# [Information provided]
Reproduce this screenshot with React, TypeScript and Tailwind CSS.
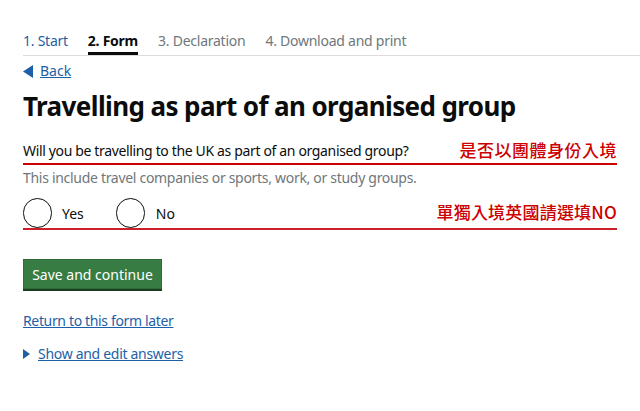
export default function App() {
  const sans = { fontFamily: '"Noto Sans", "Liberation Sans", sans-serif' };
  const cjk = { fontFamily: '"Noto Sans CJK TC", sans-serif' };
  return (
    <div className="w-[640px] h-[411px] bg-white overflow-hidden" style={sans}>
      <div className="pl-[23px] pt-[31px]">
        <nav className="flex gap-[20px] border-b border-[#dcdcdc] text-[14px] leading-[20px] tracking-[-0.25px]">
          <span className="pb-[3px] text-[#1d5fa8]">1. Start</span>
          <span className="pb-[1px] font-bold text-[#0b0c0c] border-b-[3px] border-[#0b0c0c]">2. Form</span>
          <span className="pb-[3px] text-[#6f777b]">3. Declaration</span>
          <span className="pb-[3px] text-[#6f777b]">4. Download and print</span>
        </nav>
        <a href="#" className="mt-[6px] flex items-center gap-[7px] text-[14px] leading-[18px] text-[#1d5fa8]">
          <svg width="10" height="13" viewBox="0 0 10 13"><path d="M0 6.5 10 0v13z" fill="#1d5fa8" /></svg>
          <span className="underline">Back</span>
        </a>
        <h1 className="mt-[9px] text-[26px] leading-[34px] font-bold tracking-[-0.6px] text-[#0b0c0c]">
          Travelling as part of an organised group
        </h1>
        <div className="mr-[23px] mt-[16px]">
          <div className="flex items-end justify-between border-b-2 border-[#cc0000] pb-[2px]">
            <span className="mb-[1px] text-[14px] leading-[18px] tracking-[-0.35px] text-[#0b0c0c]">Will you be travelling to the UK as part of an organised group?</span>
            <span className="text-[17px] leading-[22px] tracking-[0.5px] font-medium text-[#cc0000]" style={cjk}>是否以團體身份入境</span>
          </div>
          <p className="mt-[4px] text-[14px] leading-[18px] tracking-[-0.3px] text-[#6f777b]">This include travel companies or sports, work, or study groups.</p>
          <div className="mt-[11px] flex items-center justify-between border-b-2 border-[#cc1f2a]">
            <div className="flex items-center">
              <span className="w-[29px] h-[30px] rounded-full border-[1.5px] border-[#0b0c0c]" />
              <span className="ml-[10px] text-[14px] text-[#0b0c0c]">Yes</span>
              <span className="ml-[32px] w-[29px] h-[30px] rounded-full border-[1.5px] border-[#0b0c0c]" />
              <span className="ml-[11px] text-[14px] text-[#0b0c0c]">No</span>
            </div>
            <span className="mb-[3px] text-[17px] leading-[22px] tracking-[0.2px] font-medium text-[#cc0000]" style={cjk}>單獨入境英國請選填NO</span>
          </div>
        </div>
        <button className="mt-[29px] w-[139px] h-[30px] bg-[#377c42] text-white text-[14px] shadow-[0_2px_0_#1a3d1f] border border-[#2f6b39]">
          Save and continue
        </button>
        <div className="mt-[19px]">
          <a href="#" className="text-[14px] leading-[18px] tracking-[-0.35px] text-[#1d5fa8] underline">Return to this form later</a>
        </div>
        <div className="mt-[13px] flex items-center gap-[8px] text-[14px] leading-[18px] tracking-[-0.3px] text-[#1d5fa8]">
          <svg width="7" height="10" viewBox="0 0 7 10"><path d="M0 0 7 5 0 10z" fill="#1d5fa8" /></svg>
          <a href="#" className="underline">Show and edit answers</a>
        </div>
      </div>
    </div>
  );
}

# [Requirement]
Write the listing out a second time exactly, dropping all images.

# [The reply]
Reproduce this screenshot with React, TypeScript and Tailwind CSS.
export default function App() {
  const sans = { fontFamily: '"Noto Sans", "Liberation Sans", sans-serif' };
  const cjk = { fontFamily: '"Noto Sans CJK TC", sans-serif' };
  return (
    <div className="w-[640px] h-[411px] bg-white overflow-hidden" style={sans}>
      <div className="pl-[23px] pt-[31px]">
        <nav className="flex gap-[20px] border-b border-[#dcdcdc] text-[14px] leading-[20px] tracking-[-0.25px]">
          <span className="pb-[3px] text-[#1d5fa8]">1. Start</span>
          <span className="pb-[1px] font-bold text-[#0b0c0c] border-b-[3px] border-[#0b0c0c]">2. Form</span>
          <span className="pb-[3px] text-[#6f777b]">3. Declaration</span>
          <span className="pb-[3px] text-[#6f777b]">4. Download and print</span>
        </nav>
        <a href="#" className="mt-[6px] flex items-center gap-[7px] text-[14px] leading-[18px] text-[#1d5fa8]">
          <svg width="10" height="13" viewBox="0 0 10 13"><path d="M0 6.5 10 0v13z" fill="#1d5fa8" /></svg>
          <span className="underline">Back</span>
        </a>
        <h1 className="mt-[9px] text-[26px] leading-[34px] font-bold tracking-[-0.6px] text-[#0b0c0c]">
          Travelling as part of an organised group
        </h1>
        <div className="mr-[23px] mt-[16px]">
          <div className="flex items-end justify-between border-b-2 border-[#cc0000] pb-[2px]">
            <span className="mb-[1px] text-[14px] leading-[18px] tracking-[-0.35px] text-[#0b0c0c]">Will you be travelling to the UK as part of an organised group?</span>
            <span className="text-[17px] leading-[22px] tracking-[0.5px] font-medium text-[#cc0000]" style={cjk}>是否以團體身份入境</span>
          </div>
          <p className="mt-[4px] text-[14px] leading-[18px] tracking-[-0.3px] text-[#6f777b]">This include travel companies or sports, work, or study groups.</p>
          <div className="mt-[11px] flex items-center justify-between border-b-2 border-[#cc1f2a]">
            <div className="flex items-center">
              <span className="w-[29px] h-[30px] rounded-full border-[1.5px] border-[#0b0c0c]" />
              <span className="ml-[10px] text-[14px] text-[#0b0c0c]">Yes</span>
              <span className="ml-[32px] w-[29px] h-[30px] rounded-full border-[1.5px] border-[#0b0c0c]" />
              <span className="ml-[11px] text-[14px] text-[#0b0c0c]">No</span>
            </div>
            <span className="mb-[3px] text-[17px] leading-[22px] tracking-[0.2px] font-medium text-[#cc0000]" style={cjk}>單獨入境英國請選填NO</span>
          </div>
        </div>
        <button className="mt-[29px] w-[139px] h-[30px] bg-[#377c42] text-white text-[14px] shadow-[0_2px_0_#1a3d1f] border border-[#2f6b39]">
          Save and continue
        </button>
        <div className="mt-[19px]">
          <a href="#" className="text-[14px] leading-[18px] tracking-[-0.35px] text-[#1d5fa8] underline">Return to this form later</a>
        </div>
        <div className="mt-[13px] flex items-center gap-[8px] text-[14px] leading-[18px] tracking-[-0.3px] text-[#1d5fa8]">
          <svg width="7" height="10" viewBox="0 0 7 10"><path d="M0 0 7 5 0 10z" fill="#1d5fa8" /></svg>
          <a href="#" className="underline">Show and edit answers</a>
        </div>
      </div>
    </div>
  );
}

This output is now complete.